---------- Dataset section
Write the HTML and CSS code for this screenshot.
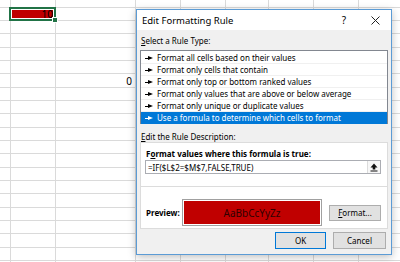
FILE: index.html
```html
<!DOCTYPE html>
<html lang="en">
<head>
    <meta charset="UTF-8">
    <title>Edit Formatting Rule</title>
    <link rel="stylesheet" href="styles.css">
</head>
<body>

    <div class="sheet">
        <div class="cell-selected">10</div>
        <div class="cell-zero">0</div>
    </div>

    <div class="dialog">
        <div class="dialog-title">
            <span class="title-text">Edit Formatting Rule</span>
            <span class="title-help">?</span>
            <span class="title-close">
                <svg width="9" height="9" viewBox="0 0 9 9"><path d="M0.5 0.5 L8.5 8.5 M8.5 0.5 L0.5 8.5" stroke="#222" stroke-width="1"/></svg>
            </span>
        </div>

        <div class="dialog-body">
            <div class="label"><u>S</u>elect a Rule Type:</div>
            <ul class="rule-list">
                <li><span class="rule-arrow"></span>Format all cells based on their values</li>
                <li><span class="rule-arrow"></span>Format only cells that contain</li>
                <li><span class="rule-arrow"></span>Format only top or bottom ranked values</li>
                <li><span class="rule-arrow"></span>Format only values that are above or below average</li>
                <li><span class="rule-arrow"></span>Format only unique or duplicate values</li>
                <li class="selected"><span class="rule-arrow"></span>Use a formula to determine which cells to format</li>
            </ul>

            <div class="label label-desc"><u>E</u>dit the Rule Description:</div>
            <div class="desc-box">
                <div class="desc-top">
                    <div class="desc-heading">F<u>o</u>rmat values where this formula is true:</div>
                    <div class="formula-input">
                        <span class="formula-text">=IF($L$2=$M$7,FALSE,TRUE)</span>
                        <span class="collapse-btn">
                            <svg width="8" height="9" viewBox="0 0 8 9"><path d="M4 0.5 L7.5 4.5 L5.3 4.5 L5.3 6.5 L2.7 6.5 L2.7 4.5 L0.5 4.5 Z" fill="#111"/><rect x="0.5" y="7.5" width="7" height="1" fill="#111"/></svg>
                        </span>
                    </div>
                </div>
                <div class="desc-bottom">
                    <span class="preview-label">Preview:</span>
                    <div class="preview-swatch">AaBbCcYyZz</div>
                    <span class="btn btn-format"><u>F</u>ormat...</span>
                </div>
            </div>

            <div class="dialog-actions">
                <span class="btn btn-default">OK</span>
                <span class="btn btn-cancel">Cancel</span>
            </div>
        </div>
    </div>

</body>
</html>
```

FILE: styles.css
```css
/* Excel sheet behind a Conditional Formatting dialog */
:root {
    --grid-line: #dadada;
    --excel-green: #217346;
    --cell-red: #c00000;
    --win-accent: #0078d7;
    --dialog-bg: #f0f0f0;
    --btn-bg: #e1e1e1;
    --btn-border: #adadad;
}

html, body {
    margin: 0;
    height: 100%;
    overflow: hidden;
}

body {
    font-family: 'Noto Sans', 'Open Sans', sans-serif;
    font-size: 8px;
    color: #000;
    background: #fff;
    position: relative;
}

/* spreadsheet: rows are 13/13/14px, column lines listed by hand */
.sheet {
    height: 100%;
    display: grid;
    grid-template-columns: 10px 45px 80px 45px 45px 43px 45px 45px 1fr;
    grid-template-rows: 7px repeat(7, 13px 13px 14px);
    background-image:
        linear-gradient(to right,
            transparent 10px, var(--grid-line) 10px, var(--grid-line) 11px,
            transparent 11px, transparent 55px, var(--grid-line) 55px, var(--grid-line) 56px,
            transparent 56px, transparent 135px, var(--grid-line) 135px, var(--grid-line) 136px,
            transparent 136px, transparent 180px, var(--grid-line) 180px, var(--grid-line) 181px,
            transparent 181px, transparent 225px, var(--grid-line) 225px, var(--grid-line) 226px,
            transparent 226px, transparent 268px, var(--grid-line) 268px, var(--grid-line) 269px,
            transparent 269px, transparent 313px, var(--grid-line) 313px, var(--grid-line) 314px,
            transparent 314px, transparent 358px, var(--grid-line) 358px, var(--grid-line) 359px,
            transparent 359px),
        repeating-linear-gradient(to bottom,
            var(--grid-line) 0 1px, transparent 1px 13px,
            var(--grid-line) 13px 14px, transparent 14px 26px,
            var(--grid-line) 26px 27px, transparent 27px 40px);
    background-position: 0 0, 0 7px;
}

.cell-selected {
    grid-column: 2;
    grid-row: 2;
    margin: 0 -1px -1px -1px;
    border: 2px solid var(--excel-green);
    outline: 1px solid #fff;
    outline-offset: -3px;
    background-color: var(--cell-red);
    padding-right: 1px;
    position: relative;
    font-family: 'Noto Sans', sans-serif;
    font-size: 10px;
    line-height: 10px;
    color: #000;
    text-align: right;
}

/* fill handle */
.cell-selected::after {
    content: '';
    position: absolute;
    right: -4px;
    bottom: -4px;
    width: 4px;
    height: 4px;
    background: var(--excel-green);
    border: 1px solid #fff;
}

.cell-zero {
    grid-column: 3;
    grid-row: 7;
    font-size: 10px;
    line-height: 12px;
    text-align: right;
    padding-right: 3px;
    align-self: end;
}

/* dialog window */
.dialog {
    position: absolute;
    left: 136px;
    top: 9px;
    width: 256px;
    height: 246px;
    box-sizing: border-box;
    border: 1px solid #5b9bd5;
    background: var(--dialog-bg);
    box-shadow: 0 2px 8px rgba(0, 0, 0, 0.25);
    display: flex;
    flex-direction: column;
}

.dialog-title {
    height: 20px;
    background: #fff;
    display: flex;
    align-items: center;
    padding-left: 5px;
    flex-shrink: 0;
}

.title-text {
    font-size: 9.5px;
    flex: 1;
}

.title-help {
    font-size: 10px;
    margin-right: 25px;
}

.title-close {
    display: flex;
    margin-right: 11px;
}

.dialog-body {
    padding: 5px 3px 0 3px;
}

.label {
    line-height: 11px;
    height: 11px;
    padding-left: 1px;
    margin-bottom: 4px;
}

.label-desc {
    margin: 7px 0 0 0;
}

.rule-list {
    list-style: none;
    margin: 0;
    padding: 1px 0 0 0;
    background: #fff;
    border: 1px solid #828790;
    border-bottom: none;
}

.rule-list li {
    height: 12px;
    line-height: 12px;
    display: flex;
    align-items: center;
    box-shadow: inset 0 -1px 0 #f0f0f0;
}

.rule-list li.selected {
    background: var(--win-accent);
    color: #fff;
    box-shadow: none;
}

.rule-arrow {
    width: 8px;
    height: 5px;
    margin: 0 4px 0 4px;
    position: relative;
}

.rule-arrow::before {
    content: '';
    position: absolute;
    left: 0;
    top: 2px;
    width: 4px;
    height: 1px;
    background: currentColor;
}

.rule-arrow::after {
    content: '';
    position: absolute;
    left: 3px;
    top: 0;
    border-left: 5px solid currentColor;
    border-top: 2.5px solid transparent;
    border-bottom: 2.5px solid transparent;
}

.desc-box {
    border: 1px solid #dcdcdc;
    background: #fff;
}

.desc-top {
    padding: 5px 6px 12px 4px;
    border-bottom: 1px solid #dcdcdc;
}

.desc-heading {
    font-weight: 700;
    line-height: 11px;
    padding-left: 1px;
    margin-bottom: 1px;
}

.formula-input {
    height: 14px;
    box-sizing: border-box;
    border: 1px solid #abadb3;
    display: flex;
    align-items: center;
    justify-content: space-between;
}

.formula-text {
    padding-left: 2px;
}

.collapse-btn {
    width: 13px;
    height: 12px;
    box-sizing: border-box;
    border-left: 1px solid #dcdcdc;
    background: #f7f7f7;
    display: flex;
    align-items: center;
    justify-content: center;
}

.desc-bottom {
    padding: 12px 6px 2px 5px;
    display: flex;
    align-items: center;
}

.preview-label {
    font-weight: 700;
    width: 36px;
}

.preview-swatch {
    width: 140px;
    height: 27px;
    box-sizing: border-box;
    border: 1px solid #a0a0a0;
    background: var(--cell-red);
    box-shadow: inset 0 0 0 1px #fff;
    color: #300000;
    font-size: 10px;
    display: flex;
    align-items: center;
    justify-content: center;
}

.btn {
    height: 16px;
    box-sizing: border-box;
    border: 1px solid var(--btn-border);
    background: var(--btn-bg);
    display: flex;
    align-items: center;
    justify-content: center;
}

.btn-format {
    width: 52px;
    margin-left: 7px;
}

.dialog-actions {
    display: flex;
    justify-content: flex-end;
    gap: 7px;
    margin: 3px 2px 0 0;
}

.btn-default,
.btn-cancel {
    height: 17px;
}

.btn-default {
    width: 51px;
    border-color: var(--win-accent);
}

.btn-cancel {
    width: 53px;
}
```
--------------------
Write out each line of the data that holds the string "this".

Write the HTML and CSS code for this screenshot.
                    <div class="desc-heading">F<u>o</u>rmat values where this formula is true:</div>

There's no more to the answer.